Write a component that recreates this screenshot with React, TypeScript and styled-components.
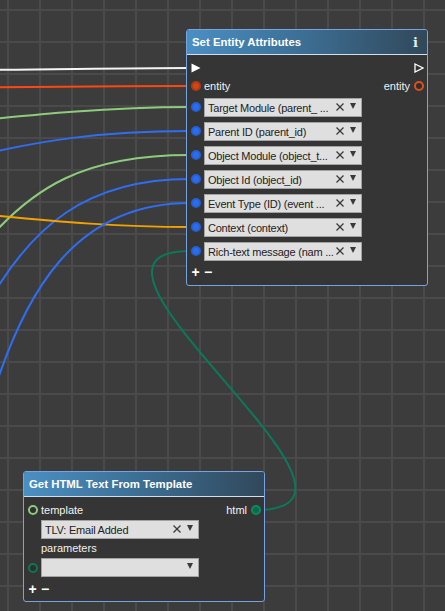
import React from "react";
import styled, { createGlobalStyle } from "styled-components";

const GlobalStyle = createGlobalStyle`
  html, body { margin: 0; padding: 0; background: #3c3c3c; }
  body { font-family: "Liberation Sans", Arial, sans-serif; }
`;

const Canvas = styled.div`
  position: relative;
  width: 445px;
  height: 611px;
  overflow: hidden;
  background-color: #3c3c3c;
  background-image:
    linear-gradient(to right, #4a4a4a 2px, transparent 2px),
    linear-gradient(to bottom, #4a4a4a 2px, transparent 2px);
  background-size: 32px 32px;
  background-position: 7px 9px;
`;

const WireLayer = styled.svg`
  position: absolute;
  left: 0;
  top: 0;
  width: 445px;
  height: 611px;
  fill: none;
  stroke-width: 2;
`;

const NodeBox = styled.div<{ $x: number; $y: number }>`
  position: absolute;
  left: ${(p) => p.$x}px;
  top: ${(p) => p.$y}px;
  width: 242px;
  box-sizing: border-box;
  border: 1px solid #76a4e2;
  border-radius: 3px;
  background: #353535;
  display: flex;
  flex-direction: column;
  overflow: hidden;
`;

const Header = styled.div`
  height: 24px;
  display: flex;
  align-items: center;
  justify-content: space-between;
  padding: 0 9px 0 5px;
  background: linear-gradient(to right, #4a8fc3 0%, #3c6d92 50%, #31485a 100%);
  border-bottom: 1px solid #d2e0ee;
`;

const Title = styled.span`
  color: #ffffff;
  font-weight: bold;
  font-size: 11.4px;
  white-space: nowrap;
`;

const InfoIcon = styled.span`
  color: #e6edf5;
  font-family: "DejaVu Serif", "Liberation Serif", serif;
  font-weight: bold;
  font-size: 13px;
  line-height: 1;
`;

const Body = styled.div<{ $pt: number; $pb: number }>`
  display: flex;
  flex-direction: column;
  padding: ${(p) => p.$pt}px 0 ${(p) => p.$pb}px;
`;

const Row = styled.div<{ $h: number }>`
  height: ${(p) => p.$h}px;
  display: flex;
  align-items: center;
`;

const PinSlot = styled.div`
  width: 17px;
  flex: 0 0 17px;
  display: flex;
  align-items: center;
  justify-content: center;
`;

const Pin = styled.span<{ $fill: string; $ring: string }>`
  display: block;
  width: 10px;
  height: 10px;
  box-sizing: border-box;
  border-radius: 50%;
  background: ${(p) => p.$fill};
  border: 2px solid ${(p) => p.$ring};
`;

const Label = styled.span`
  color: #f2f2f2;
  font-size: 11px;
  white-space: nowrap;
`;

const Spacer = styled.div`
  flex: 1;
`;

const Field = styled.div`
  width: 158px;
  height: 19px;
  box-sizing: border-box;
  background: #dfdfdf;
  border: 1px solid #a3a3a3;
  display: flex;
  align-items: center;
  padding: 0 5px 0 3px;
`;

const FieldText = styled.span`
  flex: 1;
  min-width: 0;
  font-size: 11px;
  letter-spacing: -0.22px;
  color: #222222;
  white-space: nowrap;
  padding-top: 1px;
`;

const ClearMark = styled.svg`
  flex: 0 0 8px;
  width: 8px;
  height: 8px;
  margin-right: 6px;
  stroke: #3a3a3a;
  stroke-width: 1.3;
`;

const DropMark = styled.span`
  flex: 0 0 auto;
  align-self: flex-start;
  margin-top: 4px;
  width: 0;
  height: 0;
  border-left: 3.5px solid transparent;
  border-right: 3.5px solid transparent;
  border-top: 6px solid #3a3a3a;
`;

const Exec = styled.svg`
  width: 10px;
  height: 10px;
`;

const PlusMinus = styled.span<{ $w: number }>`
  width: ${(p) => p.$w}px;
  text-align: center;
  color: #ffffff;
  font-size: 14px;
  font-weight: bold;
  line-height: 1;
`;

const FieldBox: React.FC<{ text: string; clear?: boolean }> = ({ text, clear = true }) => (
  <Field>
    <FieldText>{text}</FieldText>
    {clear && (
      <ClearMark viewBox="0 0 8 8">
        <line x1="0.5" y1="0.5" x2="7.5" y2="7.5" />
        <line x1="7.5" y1="0.5" x2="0.5" y2="7.5" />
      </ClearMark>
    )}
    <DropMark />
  </Field>
);

const BluePin = () => <Pin $fill="#2c6ded" $ring="#2460d6" />;

const AddRemove: React.FC<{ h: number }> = ({ h }) => (
  <Row $h={h}>
    <PlusMinus $w={17}>+</PlusMinus>
    <PlusMinus $w={8}>−</PlusMinus>
  </Row>
);

const fields = [
  "Target Module (parent_ ...",
  "Parent ID (parent_id)",
  "Object Module (object_t...",
  "Object Id (object_id)",
  "Event Type (ID) (event  ...",
  "Context (context)",
  "Rich-text message (nam ...",
];

const wires = [
  { d: "M -20 70 C 60 69.5, 120 68, 190 68", c: "#f4f4f4" },
  { d: "M -20 87.5 C 60 87, 120 86, 190 86", c: "#ff4712" },
  { d: "M -60 124 C 40 114, 110 107, 190 107", c: "#8ecb7c" },
  { d: "M -60 165 C 40 138, 110 131, 190 131", c: "#2f6ef2" },
  { d: "M -30 262 C 30 182, 90 155, 190 155", c: "#8ecb7c" },
  { d: "M -20 318 C 30 222, 90 179, 190 179", c: "#2f6ef2" },
  { d: "M -10 215 C 60 222, 120 227, 190 227", c: "#f2a200" },
  { d: "M -20 440 C 20 282, 80 203, 190 203", c: "#2f6ef2" },
  { d: "M 256 510 C 414 510, 35 251, 190 251", c: "#0b7a5a" },
];

export default function App() {
  return (
    <>
      <GlobalStyle />
      <Canvas>
        <WireLayer viewBox="0 0 445 611">
          {wires.map((w, i) => (
            <path key={i} d={w.d} stroke={w.c} />
          ))}
        </WireLayer>

        <NodeBox $x={186} $y={29}>
          <Header>
            <Title>Set Entity Attributes</Title>
            <InfoIcon>i</InfoIcon>
          </Header>
          <Body $pt={4} $pb={4}>
            <Row $h={18}>
              <PinSlot>
                <Exec viewBox="0 0 10 10">
                  <polygon points="0.5,0.5 9.5,5 0.5,9.5" fill="#ffffff" />
                </Exec>
              </PinSlot>
              <Spacer />
              <PinSlot>
                <Exec viewBox="0 0 10 10">
                  <polygon points="1,1 9,5 1,9" fill="none" stroke="#ffffff" strokeWidth="1.3" />
                </Exec>
              </PinSlot>
            </Row>
            <Row $h={18}>
              <PinSlot>
                <Pin $fill="#cf4618" $ring="#b43a12" />
              </PinSlot>
              <Label>entity</Label>
              <Spacer />
              <Label>entity</Label>
              <PinSlot>
                <Pin $fill="#2f2f2f" $ring="#e0501c" />
              </PinSlot>
            </Row>
            {fields.map((f) => (
              <Row $h={24} key={f}>
                <PinSlot>
                  <BluePin />
                </PinSlot>
                <FieldBox text={f} />
              </Row>
            ))}
            <AddRemove h={18} />
          </Body>
        </NodeBox>

        <NodeBox $x={23} $y={471}>
          <Header>
            <Title>Get HTML Text From Template</Title>
          </Header>
          <Body $pt={4} $pb={1}>
            <Row $h={18}>
              <PinSlot>
                <Pin $fill="#2f2f2f" $ring="#8cc97c" />
              </PinSlot>
              <Label>template</Label>
              <Spacer />
              <Label>html</Label>
              <PinSlot>
                <Pin $fill="#0a6a4b" $ring="#0d8a62" />
              </PinSlot>
            </Row>
            <Row $h={20}>
              <PinSlot />
              <FieldBox text="TLV: Email Added" />
            </Row>
            <Row $h={18}>
              <PinSlot />
              <Label>parameters</Label>
            </Row>
            <Row $h={21}>
              <PinSlot>
                <Pin $fill="#2f2f2f" $ring="#0c7757" />
              </PinSlot>
              <FieldBox text="" clear={false} />
            </Row>
            <AddRemove h={22} />
          </Body>
        </NodeBox>
      </Canvas>
    </>
  );
}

* * * * * * * * *

» THE EXERCISE: Look for lines containing the string "components" and copy them all.

» EXERCISE RESPONSE:
Write a component that recreates this screenshot with React, TypeScript and styled-components.
import styled, { createGlobalStyle } from "styled-components";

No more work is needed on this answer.